With that kind of rock and those huge faces, it looks like a place with a lot of room left. Has that El Cap sized face been climbed? If you stuck it in the Trango Group it would see flocks of climbers.
Gregory Crouch

Social climber
Walnut Creek, California
Topic Author's Reply - Feb 15, 2013 - 12:39pm PT
Another photo of the Marconi Cirque, one that shows the true size of Piergorgio's west face relative to A Fine Piece and Torrecita Tito Carrasco, and we got 15 or 16 full value pitches out of A Fine Piece.

A pretty big Patagonian stone.
A pretty big Patagonian stone.
Credit: Gregory Crouch

The classic route up Piergorgio is called Greenpeace.

When Donini and I were up near the top of Pollone's west pillar, seeing Piergorgio's west face and Greenpeace in perfect profile, Jim said something to the effect of, "What a wall, and God damn that looks like a wild ass climb, but who'n the f*#k names a route after an environmental movement? F*#kin' whales. Greenpeace my ass, this route is a A Fine Piece."

And thus a route was named.

But humor aside, Greenpeace looks to be a phenomenal route, and one well worthy of more traffic than it has seen to date. Much like A Fine Piece.
roy

Social climber
NZ -> SB,CA -> Zurich
Feb 15, 2013 - 02:44pm PT
Hi Gregory,
That's an amazing climb in unbelievable territory. Fantastic pictures too.

Cheers, Roy
Bruce Kay

Gym climber
BC
Feb 15, 2013 - 11:37pm PT
I don't quite know what to compare it to because I can't think of an alpine rock climb in the United States that's anywhere close to its league.

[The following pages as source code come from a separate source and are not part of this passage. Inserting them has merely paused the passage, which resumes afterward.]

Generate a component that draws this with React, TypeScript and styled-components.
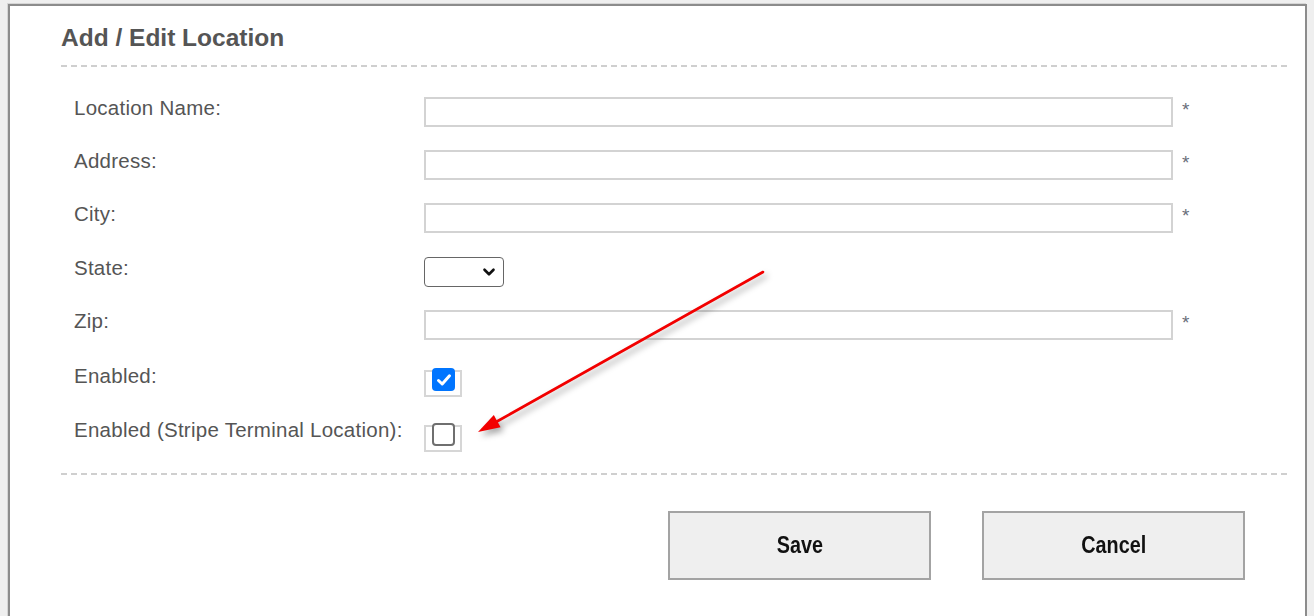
import React from "react";
import styled, { createGlobalStyle } from "styled-components";
import { ChevronDown } from "lucide-react";

const GlobalStyle = createGlobalStyle`
  html, body {
    margin: 0;
    padding: 0;
    background: #efefef;
    overflow: hidden;
  }
  body {
    font-family: "Liberation Sans", Arial, sans-serif;
  }
`;

const Page = styled.div`
  position: relative;
  width: 1314px;
  height: 616px;
  padding: 4px 0 0 8px;
  box-sizing: border-box;
`;

const Panel = styled.div`
  width: 1299px;
  min-height: 640px;
  box-sizing: border-box;
  background: #fff;
  border: 2px solid #8c8c8c;
  box-shadow: -1px -1px 0 #d6d6d6;
  padding: 18px 15px 0 51px;
`;

const Title = styled.h2`
  margin: 0;
  font-size: 24.5px;
  line-height: 28px;
  font-weight: bold;
  color: #555;
`;

const Divider = styled.div<{ $top: number }>`
  height: 2px;
  margin-top: ${({ $top }) => $top}px;
  background: repeating-linear-gradient(to right, #cfcfcf 0 6px, transparent 6px 10px);
`;

const Form = styled.div`
  margin-top: 30px;
  padding-left: 13px;
`;

const Row = styled.div<{ $height: number }>`
  display: grid;
  grid-template-columns: 350px auto;
  height: ${({ $height }) => $height}px;
  align-items: start;
`;

const Label = styled.label`
  font-size: 20.5px;
  letter-spacing: 0.25px;
  line-height: 22px;
  color: #555;
`;

const Control = styled.div<{ $offset?: number }>`
  display: flex;
  align-items: flex-start;
  margin-top: ${({ $offset }) => $offset ?? 0}px;
`;

const TextInput = styled.input`
  width: 749px;
  height: 30px;
  box-sizing: border-box;
  border: 2px solid #d3d3d3;
  background: #fff;
  outline: none;
`;

const Required = styled.span`
  margin: 2px 0 0 9px;
  font-size: 19px;
  line-height: 22px;
  color: #6a6f7a;
`;

const SelectWrap = styled.div`
  position: relative;
  width: 80px;
  height: 30px;
  svg {
    position: absolute;
    right: 6px;
    top: 6px;
    pointer-events: none;
  }
`;

const Select = styled.select`
  appearance: none;
  width: 80px;
  height: 30px;
  box-sizing: border-box;
  border: 1.5px solid #666;
  border-radius: 4px;
  background: #fff;
`;

const CheckFrame = styled.div`
  width: 38px;
  height: 27px;
  box-sizing: border-box;
  border: 2px solid #d6d6d6;
`;

const CheckBox = styled.span<{ $checked: boolean }>`
  display: flex;
  align-items: center;
  justify-content: center;
  width: 23px;
  height: 23px;
  box-sizing: border-box;
  margin: -4px 0 0 6px;
  border-radius: 4px;
  background: ${({ $checked }) => ($checked ? "#0075ff" : "#fff")};
  border: ${({ $checked }) => ($checked ? "none" : "2px solid #6f6f6f")};
`;

const Buttons = styled.div`
  display: flex;
  justify-content: flex-end;
  gap: 51px;
  margin-top: 36px;
  padding-right: 45px;
`;

const Button = styled.button`
  width: 263px;
  height: 69px;
  box-sizing: border-box;
  background: #efefef;
  border: 2px solid #a3a3a3;
  font-family: "Liberation Sans", Arial, sans-serif;
  font-weight: bold;
  font-size: 23px;
  color: #111;
  span {
    display: inline-block;
    transform: scaleX(0.86);
  }
`;

const Annotation = styled.svg`
  position: absolute;
  left: 0;
  top: 0;
  pointer-events: none;
  filter: drop-shadow(3px 4px 3px rgba(0, 0, 0, 0.35));
`;

type Field = { label: string; height: number };

const textFields: Field[] = [
  { label: "Location Name:", height: 53 },
  { label: "Address:", height: 53 },
  { label: "City:", height: 54 },
];

const Check = ({ checked }: { checked: boolean }) => (
  <CheckFrame>
    <CheckBox $checked={checked}>
      {checked && (
        <svg width="18" height="18" viewBox="0 0 18 18">
          <path d="M3.5 9.5 L7.2 13 L14.5 4.8" fill="none" stroke="#fff" strokeWidth="3" strokeLinecap="round" strokeLinejoin="round" />
        </svg>
      )}
    </CheckBox>
  </CheckFrame>
);

export default function App() {
  return (
    <Page>
      <GlobalStyle />
      <Panel>
        <Title>Add / Edit Location</Title>
        <Divider $top={13} />
        <Form>
          {textFields.map((f) => (
            <Row key={f.label} $height={f.height}>
              <Label>{f.label}</Label>
              <Control>
                <TextInput />
                <Required>*</Required>
              </Control>
            </Row>
          ))}
          <Row $height={53}>
            <Label>State:</Label>
            <Control>
              <SelectWrap>
                <Select />
                <ChevronDown size={18} strokeWidth={3.5} color="#111" />
              </SelectWrap>
            </Control>
          </Row>
          <Row $height={55}>
            <Label>Zip:</Label>
            <Control>
              <TextInput />
              <Required>*</Required>
            </Control>
          </Row>
          <Row $height={54}>
            <Label>Enabled:</Label>
            <Control $offset={5}>
              <Check checked />
            </Control>
          </Row>
          <Row $height={54}>
            <Label>Enabled (Stripe Terminal Location):</Label>
            <Control $offset={6}>
              <Check checked={false} />
            </Control>
          </Row>
        </Form>
        <Divider $top={0} />
        <Buttons>
          <Button><span>Save</span></Button>
          <Button><span>Cancel</span></Button>
        </Buttons>
      </Panel>
      <Annotation width="1314" height="616" viewBox="0 0 1314 616">
        <line x1="763" y1="272" x2="496" y2="422" stroke="#f20000" strokeWidth="2.6" strokeLinecap="round" />
        <polygon points="478,432 500.6,427.3 493.8,415.1" fill="#f20000" />
      </Annotation>
    </Page>
  );
}
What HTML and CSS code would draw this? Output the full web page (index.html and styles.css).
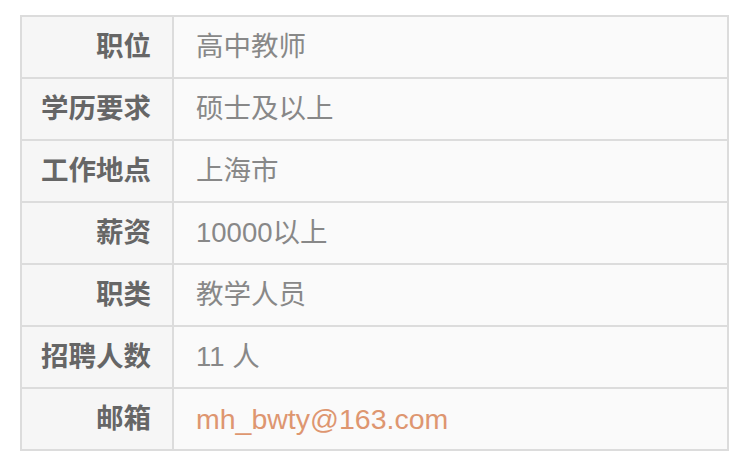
FILE: index.html
```html
<!DOCTYPE html>
<html lang="zh-CN">
<head>
<meta charset="utf-8">
<link rel="stylesheet" href="styles.css">
</head>
<body>
<table class="info">
  <tbody>
    <tr><th>职位</th><td>高中教师</td></tr>
    <tr><th>学历要求</th><td>硕士及以上</td></tr>
    <tr><th>工作地点</th><td>上海市</td></tr>
    <tr><th>薪资</th><td>10000以上</td></tr>
    <tr><th>职类</th><td>教学人员</td></tr>
    <tr><th>招聘人数</th><td>11 人</td></tr>
    <tr><th>邮箱</th><td><a class="mail" href="#">mh_bwty@163.com</a></td></tr>
  </tbody>
</table>
</body>
</html>
```

FILE: styles.css
```css
html, body {
  margin: 0;
  padding: 0;
  background: #ffffff;
}
body {
  padding: 15px 0 0 20px;
  font-family: "Liberation Sans", "Noto Sans CJK SC", sans-serif;
}
.info {
  border-collapse: collapse;
  width: 709px;
  border: 2px solid #dcdcdc;
}
.info th,
.info td {
  border: 2px solid #dcdcdc;
  height: 62px;
  padding: 0;
  font-size: 27.5px;
  line-height: 1;
  box-sizing: border-box;
}
.info th {
  width: 152px;
  text-align: right;
  padding-right: 21px;
  background: #f6f6f6;
  color: #666666;
  font-weight: bold;
}
.info td {
  text-align: left;
  padding-left: 22px;
  background: #fafafa;
  color: #888888;
  font-weight: normal;
}
.mail {
  color: #de9670;
  text-decoration: none;
  font-size: 28.5px;
}
.num {
  font-size: 28.5px;
}
```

Man that thing looks good! Whatever the approach is who cares if all that rock is there and no hoards of competitors.

yeah there's a few pillars like that in Canada, like in the bugs on the Howsers and the minaret sub spire of south howser tower. Others are more remote like in the Stikine Ice cap or Waddington range. Get a load of some of these pics here:

http://www.supertopo.com/climbing/thread.php?topic_id=1768379&tn=80
drljefe

climber
El Presidio San Augustin del Tucson
Feb 16, 2013 - 12:00am PT
Amazing rock and spirit of adventure!
Thanks a lot!
donini

Trad climber
Ouray, Colorado
Feb 16, 2013 - 10:10am PT
Sunday morning climbing bump...the front page looks like CNN. Heading out for some tasty sandstone in Castle Valley!
Gregory Crouch

Social climber
Walnut Creek, California
Topic Author's Reply - Feb 16, 2013 - 11:13am PT
Have fun, Jim! Wish I were joining you.

Interestingly, David Allfrey, one of the three guys who made the recent repeat of A Fine Piece, checked in on the Enduring Patagonia Facebook page last night. It sounds like he's got strong Bay Area ties, and I'm hoping to have a beer with him and hear his story when he gets back from Patagonia.

I've been posting lots photos to the EP FB page, with lots of links to other things climbing related.